Sérieusement ? Vous voulez vraiment que j’envoie du love sur le thème : c’est génial d’avoir ses enfants qui hurlent « mamaaaaan » à la porte de ce qui est censé être ton bureau mais qui est en fait ton bureau/ta salle à manger/ta chambre/ta salle de pause ? Vous voulez que je trouve de l’émerveillement dans le fait de désormais leur préparer 4 repas par jour et cela 7 jours par semaine, entre 2 visios,  en vidant le lave vaisselle en même temps que je cherche des idées de menus, parce que comme t’es confiné, tu ne vas quand même pas leur faire manger des petits pots tout prêt ? Je sais plus très bien moi si c’est le verre à moitié plein quand je pense à celui dont je me délecte le soir quand ils sont couchés parce que c’est notre moment de décompression et de silence… Là j’ai du mal à l’imaginer ma chronique sur le thème de mon bonheur parental en plein confinement. Parce que je mets à penser aux tampons qui sont tout secs parce qu’ils n’ont plus de bouchons depuis belle lurette, quand j’ai démissionné de les ramasser pour la 100 ème fois, que je pense au sol où je pourrais retracer une partie des repas parfois ou à la housse de couette de ma fille de 2 ans qui a cru bon d’exprimer son talent d’art abstrait avec les nouveaux feutres que j’avais achetés en 4ème vitesse. Parce qu’en bonne mère indigne, pas du tout manuelle, les activités Montessori n’étaient pas en haut de notre programme familial jusqu’à présent…

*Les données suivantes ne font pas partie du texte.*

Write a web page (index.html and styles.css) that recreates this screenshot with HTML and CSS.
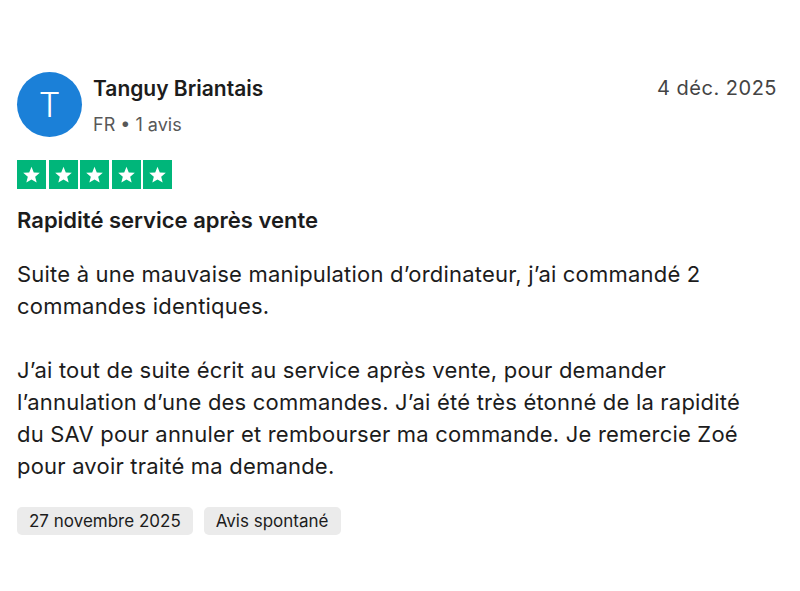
FILE: index.html
```html
<!DOCTYPE html>
<html lang="fr">
<head>
<meta charset="utf-8">
<link rel="stylesheet" href="styles.css">
</head>
<body>
<article class="review">
  <header class="head">
    <div class="avatar">T</div>
    <div class="who">
      <div class="name">Tanguy Briantais</div>
      <div class="meta">FR • 1 avis</div>
    </div>
    <div class="date">4 déc. 2025</div>
  </header>
  <div class="stars">
    <span class="star"><svg viewBox="0 0 24 24"><path d="M12 3.2l2.6 6.4 6.9.5-5.3 4.4 1.7 6.7L12 17.6l-5.9 3.6 1.7-6.7L2.5 10.1l6.9-.5z"/></svg></span>
    <span class="star"><svg viewBox="0 0 24 24"><path d="M12 3.2l2.6 6.4 6.9.5-5.3 4.4 1.7 6.7L12 17.6l-5.9 3.6 1.7-6.7L2.5 10.1l6.9-.5z"/></svg></span>
    <span class="star"><svg viewBox="0 0 24 24"><path d="M12 3.2l2.6 6.4 6.9.5-5.3 4.4 1.7 6.7L12 17.6l-5.9 3.6 1.7-6.7L2.5 10.1l6.9-.5z"/></svg></span>
    <span class="star"><svg viewBox="0 0 24 24"><path d="M12 3.2l2.6 6.4 6.9.5-5.3 4.4 1.7 6.7L12 17.6l-5.9 3.6 1.7-6.7L2.5 10.1l6.9-.5z"/></svg></span>
    <span class="star"><svg viewBox="0 0 24 24"><path d="M12 3.2l2.6 6.4 6.9.5-5.3 4.4 1.7 6.7L12 17.6l-5.9 3.6 1.7-6.7L2.5 10.1l6.9-.5z"/></svg></span>
  </div>
  <h2 class="title">Rapidité service après vente</h2>
  <div class="body">
    <p>Suite à une mauvaise manipulation d’ordinateur, j’ai commandé 2<br>commandes identiques.</p>
    <p>J’ai tout de suite écrit au service après vente, pour demander<br>l’annulation d’une des commandes. J’ai été très étonné de la rapidité<br>du SAV pour annuler et rembourser ma commande. Je remercie Zoé<br>pour avoir traité ma demande.</p>
  </div>
  <div class="tags">
    <span class="tag">27 novembre 2025</span>
    <span class="tag">Avis spontané</span>
  </div>
</article>
</body>
</html>
```
FILE: styles.css
```css
html, body {
  margin: 0;
  padding: 0;
  background: #ffffff;
}
body {
  font-family: Inter, "Noto Sans", sans-serif;
  color: #1c1c1c;
}
.review {
  padding: 72px 23px 0 17px;
}
.head {
  display: flex;
  align-items: flex-start;
}
.avatar {
  width: 65px;
  height: 65px;
  border-radius: 50%;
  background: #1b80d8;
  color: #ffffff;
  display: flex;
  align-items: center;
  justify-content: center;
  font-size: 34px;
  font-weight: 300;
  flex: none;
}
.who {
  margin-left: 11px;
  padding-top: 3px;
  flex: 1;
}
.name {
  font-size: 21px;
  font-weight: 600;
  line-height: 28px;
}
.meta {
  font-size: 18px;
  color: #585858;
  line-height: 24px;
  margin-top: 10px;
}
.date {
  font-size: 20px;
  color: #444444;
  line-height: 28px;
  padding-top: 2px;
  letter-spacing: 0.5px;
}
.stars {
  display: flex;
  gap: 2.5px;
  margin-top: 23px;
}
.star {
  width: 29px;
  height: 29px;
  background: #00b67a;
  display: flex;
  align-items: center;
  justify-content: center;
}
.star svg {
  width: 21px;
  height: 21px;
  fill: #ffffff;
}
.title {
  font-size: 22px;
  font-weight: 600;
  line-height: 28px;
  margin: 17px 0 0;
}
.body {
  font-size: 22px;
  line-height: 32px;
  margin-top: 24px;
  letter-spacing: 0.2px;
}
.body p {
  margin: 0 0 32px;
}
.body p:last-child {
  margin-bottom: 0;
}
.tags {
  display: flex;
  gap: 11px;
  margin-top: 25px;
}
.tag {
  background: #ebebeb;
  border-radius: 5px;
  font-size: 17px;
  line-height: 28px;
  padding: 0 12px;
}
```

"Vous voulez que je trouve de l’émerveillement dans le fait de désormais leur préparer 4 repas par jour et cela 7 jours par semaine, entre 2 visios, en vidant le lave-vaisselle en même temps que je cherche des idées de menus ?"

Montrer le beau, cela demande un changement de regard. Se décaler de quelques mètres pour observer comme ils ont grandi ces dernières semaines. Et je ne pense pas qu’ils ont plus grandi que d’habitude, c’est juste que cette fois je les ai vus. J’avais le temps de prendre le temps, même dans une journée à 100 à l’heure. Justement parce que je ne veux pas et je ne peux pas les caler, eux, entre 2 meetings pros et une réunion scoute et que j’ai finalement inversé les choses : je cale le reste en fonction d’eux. Ma journée n’a plus de pauses. Il n'y a plus de temps de trajet pour appeler les copains et gérer les urgences. Mon heure de début est matinale et l’heure de fin est tardive mais c’est parce que je veux être là pour le bain, alors que d’habitude c’est la nounou qui gère. Je veux l’entendre me chanter le chant de la Promesse qu’elle m’a entendu fredonner des centaines de fois et dont je me rends compte qu’elle connait les paroles. Marceau a décidé de commencer à marcher il y a un mois et je profite chaque jour de l’assurance qu’il prend. Je suis imparfaite, je culpabilise de la répétition des journées, du peu de diversité des activités alors que mes supers copines instits trouvent des idées de fous. Je culpabilise de parfois ne pas leur dire bonne nuit parce que je dois avancer sur les options de déconfinement pour le boulot. Je m’énerve souvent parce que je suis claquée, et les toilettes sont parfois le seul refuge pour que je sois peinard 5min et encore, si on enlève le fameux « mamannnnnn » hurlé derrière. Je culpabilise de penser à ce moment où la nounou reviendra et où je retrouverai ce que je considère être un gros bout de liberté. Suis-je égoïste ? Suis-je assez maternelle ?  
 

"J’ai finalement inversé les choses : je cale le reste en fonction d’eux"

Ils grandissent, et je repense à la citation de Janusz Korczak
« Vous dites :
C'est fatigant de fréquenter les enfants.
Vous avez raison.
Vous ajoutez :
Parce qu'il faut se baisser, s'incliner,
Se courber,
Se faire tout petit.
Là, vous avez tort,
Ce n'est pas cela qui fatigue le plus,
C'est le fait d'être obligé de s'élever,
De se mettre sur la pointe des pieds
Jusqu'à la hauteur de leurs sentiments,
Pour ne pas les blesser. »
Et je me dis, il y a sacrément du bon dans ce confinement.